Walking into the classroom for the first time, naked under my robe, was harder than pretty much anything else I’ve done. Wedding day – easy. Childbirth – pudding. Climbing mountains – yawn city.

The classroom door had a small glass window that I could peer through. I saw them all in there, waiting. I had applied for the job. I had agreed to work. I did want the best paying college job on campus, but I could not open the door. Staying behind the door meant I could still run away. I told myself it would be good for me. I tried to think of other things that would be good for me, but scary, tweezing nose hairs, eating eggs without toast. I still couldn’t open the door.

I told myself the artists didn’t know me. After all, I was one of many models. I would act aloof. I would pretend experience. I would feign boredom, ‘Oh, naked in front of strangers again.’

I opened the door. I walked in. I stepped up on the stage.

“Here’s the model,” the instructor said, “Let’s make her feel welcome, it’s her first time.”

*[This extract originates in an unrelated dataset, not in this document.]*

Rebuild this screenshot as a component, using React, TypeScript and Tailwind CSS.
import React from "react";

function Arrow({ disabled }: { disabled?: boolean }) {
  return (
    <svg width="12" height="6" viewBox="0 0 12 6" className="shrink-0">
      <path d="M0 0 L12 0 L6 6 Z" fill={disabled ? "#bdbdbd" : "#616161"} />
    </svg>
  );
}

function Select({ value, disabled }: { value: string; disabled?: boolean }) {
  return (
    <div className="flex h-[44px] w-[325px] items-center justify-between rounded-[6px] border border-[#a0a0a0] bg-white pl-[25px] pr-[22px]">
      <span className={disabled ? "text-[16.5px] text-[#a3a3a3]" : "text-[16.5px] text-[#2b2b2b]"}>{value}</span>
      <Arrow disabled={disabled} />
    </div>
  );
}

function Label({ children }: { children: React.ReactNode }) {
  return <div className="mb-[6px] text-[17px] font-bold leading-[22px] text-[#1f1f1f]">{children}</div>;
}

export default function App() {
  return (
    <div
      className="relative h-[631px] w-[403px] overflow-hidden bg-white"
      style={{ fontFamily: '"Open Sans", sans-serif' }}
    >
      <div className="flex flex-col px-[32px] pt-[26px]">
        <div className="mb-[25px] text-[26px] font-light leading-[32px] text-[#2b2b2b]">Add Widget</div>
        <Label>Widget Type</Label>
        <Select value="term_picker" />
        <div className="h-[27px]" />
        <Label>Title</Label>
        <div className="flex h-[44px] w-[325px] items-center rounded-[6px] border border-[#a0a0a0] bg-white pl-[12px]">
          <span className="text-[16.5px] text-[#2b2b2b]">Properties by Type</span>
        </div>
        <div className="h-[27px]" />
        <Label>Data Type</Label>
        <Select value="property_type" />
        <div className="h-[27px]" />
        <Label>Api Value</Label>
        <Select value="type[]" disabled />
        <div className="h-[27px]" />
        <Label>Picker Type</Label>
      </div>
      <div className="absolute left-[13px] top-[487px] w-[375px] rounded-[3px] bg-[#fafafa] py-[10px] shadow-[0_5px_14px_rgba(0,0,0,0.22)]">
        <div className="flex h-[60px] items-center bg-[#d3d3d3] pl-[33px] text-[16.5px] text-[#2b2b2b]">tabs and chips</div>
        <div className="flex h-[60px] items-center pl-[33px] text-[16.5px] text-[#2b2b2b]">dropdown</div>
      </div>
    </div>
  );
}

I had been naked before. I was naked before. In fact, I had been naked in front of other people, a few. Sure, it was more like slinking naked in front of one person, or dodging naked in front of another. I had never stood face on in front of 20. And certainly not face on in the bright light that streamed through the windows and surrounded by hot floodlights.

“Model, model – we’re ready,” the instructor said. My sweaty hand pulled the robe tie. My shoulder shrugged the robe off and tossed it off to the side. And then I stood there and didn’t breath. And I’m sure I didn’t breath for at least a couple of minutes.

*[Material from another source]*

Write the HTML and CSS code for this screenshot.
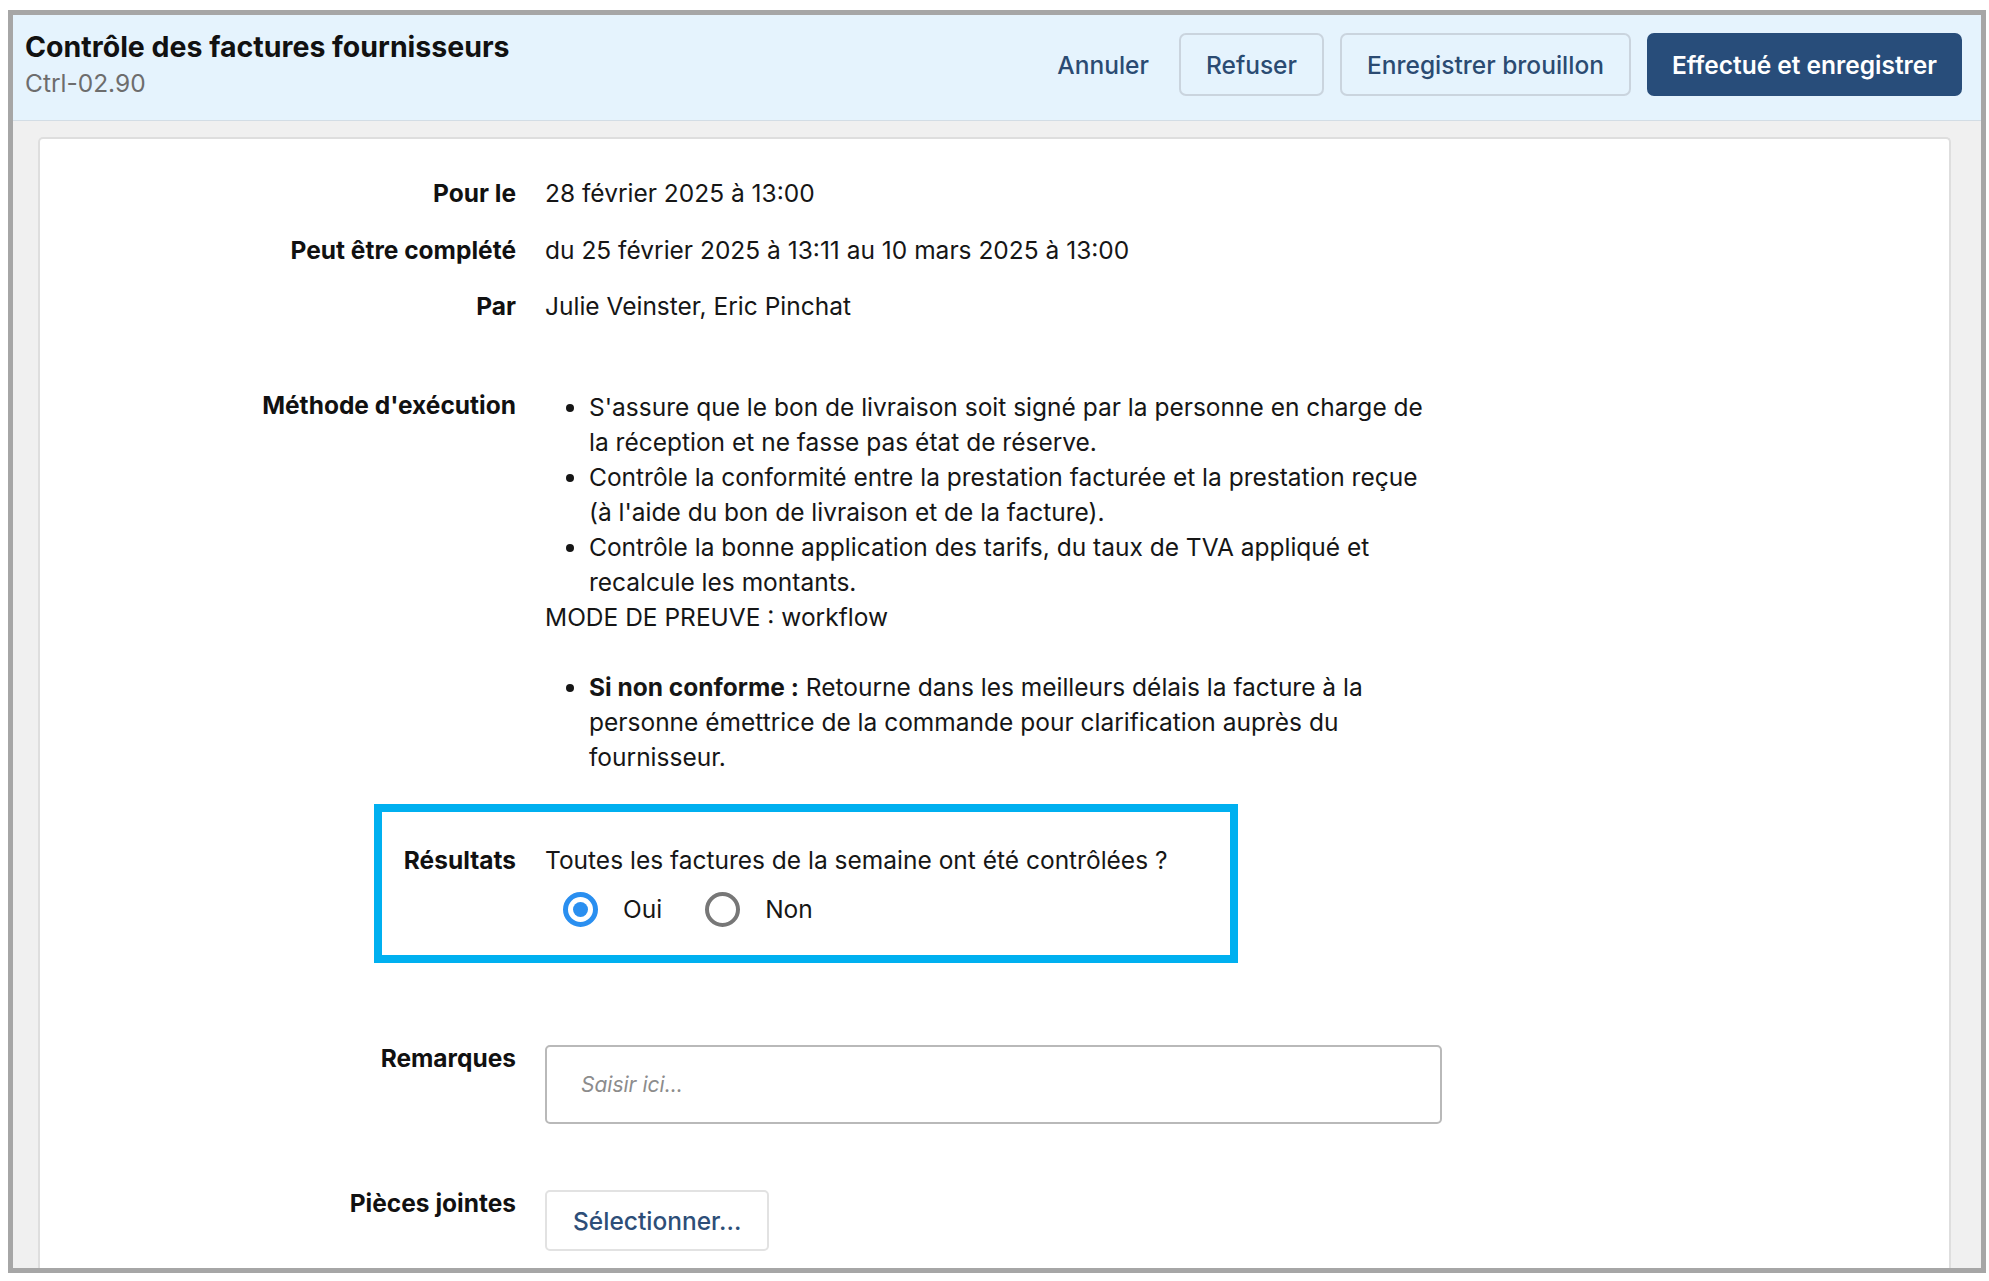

I did note that that not breathing could cause fainting, so despite the thundering heartbeat in my ears, the cold sweat on my neck and an intense need to urinate, I eventually took a breath.

And then I modeled.

Although the first time was quite traumatic, when I’m asked what the hardest part of the job was, it wasn’t being barenaked, it was not moving. Unless one is getting paid to sit, or stand, or lie down motionless, I don’t think one would ever try this. One pose could last for 45 minutes. Let’s say it’s a reclining pose, one arm down on my back, the other arm bent and resting across my forehead. The pose feels fine, for a minute.

Three minutes into it, my arm, resting on my forehead, becomes heavy. Five minutes into it, my arm becomes The Arm. Eight minutes, I begin to worry about nerve damage to the arm. Then I worry about nerve damage to the forehead.  At 12 minutes, I’m certain the brain is at risk.  17 minutes, breathing, trying to stay calm. 21 minutes trying to pretend I am somewhere else, somewhere without a log pressing on my forehead.

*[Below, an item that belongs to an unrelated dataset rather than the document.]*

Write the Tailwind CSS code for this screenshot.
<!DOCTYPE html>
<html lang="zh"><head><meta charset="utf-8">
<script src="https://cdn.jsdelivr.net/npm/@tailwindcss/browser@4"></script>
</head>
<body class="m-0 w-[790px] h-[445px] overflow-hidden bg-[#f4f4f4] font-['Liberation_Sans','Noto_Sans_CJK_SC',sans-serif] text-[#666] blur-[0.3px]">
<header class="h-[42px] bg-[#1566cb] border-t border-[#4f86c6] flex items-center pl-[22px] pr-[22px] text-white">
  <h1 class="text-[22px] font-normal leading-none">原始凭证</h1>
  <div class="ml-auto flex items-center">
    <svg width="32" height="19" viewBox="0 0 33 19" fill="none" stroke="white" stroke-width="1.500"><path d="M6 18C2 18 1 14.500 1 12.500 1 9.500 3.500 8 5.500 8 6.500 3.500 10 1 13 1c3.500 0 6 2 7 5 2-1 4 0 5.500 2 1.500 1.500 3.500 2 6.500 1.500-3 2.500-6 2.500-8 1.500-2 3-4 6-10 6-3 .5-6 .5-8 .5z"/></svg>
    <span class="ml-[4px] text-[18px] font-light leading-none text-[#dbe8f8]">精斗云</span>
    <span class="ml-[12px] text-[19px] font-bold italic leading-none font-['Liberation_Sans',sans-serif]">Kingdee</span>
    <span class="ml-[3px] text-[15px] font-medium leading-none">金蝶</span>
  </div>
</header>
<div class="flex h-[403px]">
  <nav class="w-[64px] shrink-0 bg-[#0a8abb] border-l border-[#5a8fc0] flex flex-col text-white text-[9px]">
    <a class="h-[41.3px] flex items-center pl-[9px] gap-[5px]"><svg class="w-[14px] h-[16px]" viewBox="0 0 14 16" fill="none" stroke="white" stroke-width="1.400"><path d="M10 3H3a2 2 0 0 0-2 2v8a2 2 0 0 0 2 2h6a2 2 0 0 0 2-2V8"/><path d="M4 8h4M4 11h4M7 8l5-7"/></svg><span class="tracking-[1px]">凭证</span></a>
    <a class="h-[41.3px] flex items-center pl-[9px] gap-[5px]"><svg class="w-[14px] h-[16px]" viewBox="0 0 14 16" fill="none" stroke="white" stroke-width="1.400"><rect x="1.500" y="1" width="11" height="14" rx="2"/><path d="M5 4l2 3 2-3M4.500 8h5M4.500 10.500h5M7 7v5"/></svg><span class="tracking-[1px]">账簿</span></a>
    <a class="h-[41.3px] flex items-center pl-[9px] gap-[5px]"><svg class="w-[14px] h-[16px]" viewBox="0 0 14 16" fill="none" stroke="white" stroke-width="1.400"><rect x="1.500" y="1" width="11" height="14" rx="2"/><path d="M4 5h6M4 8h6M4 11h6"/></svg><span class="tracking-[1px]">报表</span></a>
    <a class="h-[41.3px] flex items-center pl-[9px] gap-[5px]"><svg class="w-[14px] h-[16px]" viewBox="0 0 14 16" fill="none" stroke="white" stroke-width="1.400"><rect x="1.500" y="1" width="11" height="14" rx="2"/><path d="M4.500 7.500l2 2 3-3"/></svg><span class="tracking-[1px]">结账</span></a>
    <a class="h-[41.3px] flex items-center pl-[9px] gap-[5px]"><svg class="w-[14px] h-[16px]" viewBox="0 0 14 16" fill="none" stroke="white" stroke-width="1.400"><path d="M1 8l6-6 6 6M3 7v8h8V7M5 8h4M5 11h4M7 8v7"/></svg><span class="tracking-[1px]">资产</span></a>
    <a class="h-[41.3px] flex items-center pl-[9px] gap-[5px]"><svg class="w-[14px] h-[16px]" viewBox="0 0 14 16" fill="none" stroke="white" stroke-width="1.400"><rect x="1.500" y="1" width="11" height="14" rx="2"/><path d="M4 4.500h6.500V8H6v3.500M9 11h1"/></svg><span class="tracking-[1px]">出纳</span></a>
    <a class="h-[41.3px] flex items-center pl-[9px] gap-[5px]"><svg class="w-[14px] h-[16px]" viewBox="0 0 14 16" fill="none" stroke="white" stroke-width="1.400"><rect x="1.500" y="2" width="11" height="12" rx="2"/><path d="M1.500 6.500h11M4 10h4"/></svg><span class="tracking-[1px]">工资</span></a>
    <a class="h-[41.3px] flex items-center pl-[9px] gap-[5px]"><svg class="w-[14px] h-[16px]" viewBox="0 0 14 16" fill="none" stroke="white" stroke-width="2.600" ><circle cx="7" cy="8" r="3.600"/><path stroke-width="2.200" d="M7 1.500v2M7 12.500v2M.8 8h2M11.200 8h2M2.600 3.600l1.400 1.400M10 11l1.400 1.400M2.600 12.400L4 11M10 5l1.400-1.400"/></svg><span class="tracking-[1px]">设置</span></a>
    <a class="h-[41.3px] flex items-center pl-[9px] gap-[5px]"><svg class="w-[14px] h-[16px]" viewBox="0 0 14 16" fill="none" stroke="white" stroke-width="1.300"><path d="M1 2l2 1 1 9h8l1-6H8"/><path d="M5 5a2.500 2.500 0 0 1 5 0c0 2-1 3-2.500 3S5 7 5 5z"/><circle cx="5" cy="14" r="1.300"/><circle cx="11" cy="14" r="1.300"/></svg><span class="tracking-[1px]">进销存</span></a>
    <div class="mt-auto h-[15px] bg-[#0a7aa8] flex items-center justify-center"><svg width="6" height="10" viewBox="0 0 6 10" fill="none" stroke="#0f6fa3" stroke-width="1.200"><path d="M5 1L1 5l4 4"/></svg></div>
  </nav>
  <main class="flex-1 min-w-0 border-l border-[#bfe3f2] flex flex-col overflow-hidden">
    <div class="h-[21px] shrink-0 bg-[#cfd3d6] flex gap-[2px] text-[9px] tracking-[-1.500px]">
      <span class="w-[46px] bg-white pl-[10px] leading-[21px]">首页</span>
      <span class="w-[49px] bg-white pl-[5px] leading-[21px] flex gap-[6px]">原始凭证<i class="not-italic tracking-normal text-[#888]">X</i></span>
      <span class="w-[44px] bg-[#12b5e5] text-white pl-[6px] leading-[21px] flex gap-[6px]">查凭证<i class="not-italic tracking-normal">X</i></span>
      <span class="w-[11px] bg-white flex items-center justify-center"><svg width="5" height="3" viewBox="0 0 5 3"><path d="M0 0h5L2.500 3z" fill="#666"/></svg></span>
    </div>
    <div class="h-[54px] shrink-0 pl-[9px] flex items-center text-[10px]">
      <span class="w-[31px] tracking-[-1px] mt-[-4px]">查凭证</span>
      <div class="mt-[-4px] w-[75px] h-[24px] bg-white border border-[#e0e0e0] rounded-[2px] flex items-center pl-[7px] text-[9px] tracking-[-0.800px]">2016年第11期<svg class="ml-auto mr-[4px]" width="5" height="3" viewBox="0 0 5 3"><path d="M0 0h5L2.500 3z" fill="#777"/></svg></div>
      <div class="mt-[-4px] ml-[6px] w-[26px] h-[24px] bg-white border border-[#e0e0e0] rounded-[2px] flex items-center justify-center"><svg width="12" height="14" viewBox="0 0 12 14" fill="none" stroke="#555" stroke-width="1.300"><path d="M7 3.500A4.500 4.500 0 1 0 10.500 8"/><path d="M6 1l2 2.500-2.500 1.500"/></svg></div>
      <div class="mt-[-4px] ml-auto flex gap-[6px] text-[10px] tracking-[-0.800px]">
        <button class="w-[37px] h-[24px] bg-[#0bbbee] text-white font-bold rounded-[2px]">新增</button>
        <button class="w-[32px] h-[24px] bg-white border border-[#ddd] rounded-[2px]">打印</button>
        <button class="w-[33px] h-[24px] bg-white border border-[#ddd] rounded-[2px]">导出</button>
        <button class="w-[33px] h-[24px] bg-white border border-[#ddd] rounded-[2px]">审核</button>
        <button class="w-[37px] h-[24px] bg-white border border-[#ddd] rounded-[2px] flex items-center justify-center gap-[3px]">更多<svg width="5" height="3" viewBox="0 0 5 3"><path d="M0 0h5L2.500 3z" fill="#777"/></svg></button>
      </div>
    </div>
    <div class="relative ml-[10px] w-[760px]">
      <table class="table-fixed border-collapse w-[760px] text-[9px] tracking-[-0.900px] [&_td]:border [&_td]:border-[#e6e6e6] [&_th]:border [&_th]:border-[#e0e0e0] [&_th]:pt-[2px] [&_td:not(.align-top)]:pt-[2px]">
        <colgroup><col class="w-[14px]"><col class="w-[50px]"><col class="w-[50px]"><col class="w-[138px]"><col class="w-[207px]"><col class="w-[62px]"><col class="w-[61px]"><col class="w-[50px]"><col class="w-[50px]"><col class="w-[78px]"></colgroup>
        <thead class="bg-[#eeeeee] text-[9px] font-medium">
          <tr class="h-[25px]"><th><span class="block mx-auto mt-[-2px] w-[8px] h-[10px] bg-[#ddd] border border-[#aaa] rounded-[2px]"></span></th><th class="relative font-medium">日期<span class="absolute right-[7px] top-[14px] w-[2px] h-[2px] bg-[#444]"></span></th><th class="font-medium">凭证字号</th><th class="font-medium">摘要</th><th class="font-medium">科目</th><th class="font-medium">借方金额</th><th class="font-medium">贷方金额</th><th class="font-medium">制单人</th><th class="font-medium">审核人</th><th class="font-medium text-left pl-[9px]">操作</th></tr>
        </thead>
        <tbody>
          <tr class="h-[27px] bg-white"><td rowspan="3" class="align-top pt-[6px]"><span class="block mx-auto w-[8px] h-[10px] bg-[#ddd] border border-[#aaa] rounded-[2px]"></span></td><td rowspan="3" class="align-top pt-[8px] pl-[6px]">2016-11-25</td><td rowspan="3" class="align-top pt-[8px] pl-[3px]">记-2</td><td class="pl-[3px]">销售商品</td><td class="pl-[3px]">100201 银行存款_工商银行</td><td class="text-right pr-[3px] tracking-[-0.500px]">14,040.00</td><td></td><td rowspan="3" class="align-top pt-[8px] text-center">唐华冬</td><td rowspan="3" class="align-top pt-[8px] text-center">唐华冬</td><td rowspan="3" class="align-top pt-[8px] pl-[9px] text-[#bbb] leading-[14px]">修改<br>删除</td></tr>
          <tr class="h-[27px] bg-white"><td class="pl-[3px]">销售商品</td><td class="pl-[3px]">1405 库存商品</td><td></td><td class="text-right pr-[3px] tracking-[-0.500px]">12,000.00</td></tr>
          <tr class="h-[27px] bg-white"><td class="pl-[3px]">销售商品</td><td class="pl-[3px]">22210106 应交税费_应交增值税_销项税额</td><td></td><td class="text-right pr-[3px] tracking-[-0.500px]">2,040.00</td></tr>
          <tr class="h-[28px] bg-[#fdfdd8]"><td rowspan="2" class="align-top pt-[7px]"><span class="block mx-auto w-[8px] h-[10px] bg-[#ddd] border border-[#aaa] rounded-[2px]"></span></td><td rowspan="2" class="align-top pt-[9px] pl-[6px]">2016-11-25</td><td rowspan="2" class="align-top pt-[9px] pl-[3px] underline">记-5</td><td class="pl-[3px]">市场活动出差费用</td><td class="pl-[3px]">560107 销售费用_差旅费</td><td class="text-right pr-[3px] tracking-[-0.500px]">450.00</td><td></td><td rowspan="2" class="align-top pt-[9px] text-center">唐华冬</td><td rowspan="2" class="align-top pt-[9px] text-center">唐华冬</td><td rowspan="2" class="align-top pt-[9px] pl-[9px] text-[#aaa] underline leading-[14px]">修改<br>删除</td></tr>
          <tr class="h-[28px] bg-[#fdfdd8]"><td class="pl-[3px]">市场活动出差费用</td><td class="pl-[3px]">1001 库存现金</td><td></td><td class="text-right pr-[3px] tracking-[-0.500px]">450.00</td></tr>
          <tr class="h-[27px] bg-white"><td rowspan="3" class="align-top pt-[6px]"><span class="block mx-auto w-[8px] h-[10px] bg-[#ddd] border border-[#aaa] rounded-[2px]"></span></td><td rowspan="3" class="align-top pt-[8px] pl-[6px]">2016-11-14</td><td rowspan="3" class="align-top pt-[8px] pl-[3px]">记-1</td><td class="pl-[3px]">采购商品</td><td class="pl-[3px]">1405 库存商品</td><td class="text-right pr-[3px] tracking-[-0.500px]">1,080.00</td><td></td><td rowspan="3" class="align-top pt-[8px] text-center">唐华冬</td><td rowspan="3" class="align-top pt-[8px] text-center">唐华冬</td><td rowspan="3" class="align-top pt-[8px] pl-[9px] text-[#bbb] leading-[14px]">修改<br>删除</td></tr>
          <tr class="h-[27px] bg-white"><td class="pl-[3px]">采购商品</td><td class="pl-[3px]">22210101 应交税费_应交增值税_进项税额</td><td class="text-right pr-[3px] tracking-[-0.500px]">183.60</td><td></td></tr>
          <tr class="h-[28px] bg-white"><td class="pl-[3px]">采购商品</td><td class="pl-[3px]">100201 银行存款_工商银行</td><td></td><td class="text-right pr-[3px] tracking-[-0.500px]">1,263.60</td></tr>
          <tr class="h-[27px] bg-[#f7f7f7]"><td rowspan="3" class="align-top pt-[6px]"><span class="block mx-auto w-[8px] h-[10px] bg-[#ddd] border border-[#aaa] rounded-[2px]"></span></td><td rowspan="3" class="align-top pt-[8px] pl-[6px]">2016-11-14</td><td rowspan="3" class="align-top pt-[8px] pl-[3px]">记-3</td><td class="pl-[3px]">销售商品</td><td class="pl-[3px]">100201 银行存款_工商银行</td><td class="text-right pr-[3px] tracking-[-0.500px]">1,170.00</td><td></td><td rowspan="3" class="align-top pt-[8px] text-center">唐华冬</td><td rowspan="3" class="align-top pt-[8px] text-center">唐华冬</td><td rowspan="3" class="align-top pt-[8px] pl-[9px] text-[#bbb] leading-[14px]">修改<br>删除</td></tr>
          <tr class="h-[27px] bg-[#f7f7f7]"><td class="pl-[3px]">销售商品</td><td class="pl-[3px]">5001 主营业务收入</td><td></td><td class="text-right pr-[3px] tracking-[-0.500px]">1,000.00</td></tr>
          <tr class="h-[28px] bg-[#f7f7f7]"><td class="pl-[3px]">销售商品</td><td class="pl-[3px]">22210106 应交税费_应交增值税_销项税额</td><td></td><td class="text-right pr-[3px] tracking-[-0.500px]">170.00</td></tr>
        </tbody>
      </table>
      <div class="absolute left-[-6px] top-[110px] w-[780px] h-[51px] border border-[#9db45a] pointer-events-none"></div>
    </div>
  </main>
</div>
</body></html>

26 minutes and  I’m walking on a white sandy beach.  Breath in, Breath out. 35 minutes and I’m sure I will quit, no job is worth brain damage. 42 minutes and I think about tweezing my nose hair. 45 minutes and the instructor says, “That will be all, model.”

And then using the arm that is still my arm to pry the arm that is a log off the forehead and then placing the log next to the body and then trying to get up, trying to pretend that it is easy to get up.

Stepping off the stage numb, aloof and barenaked.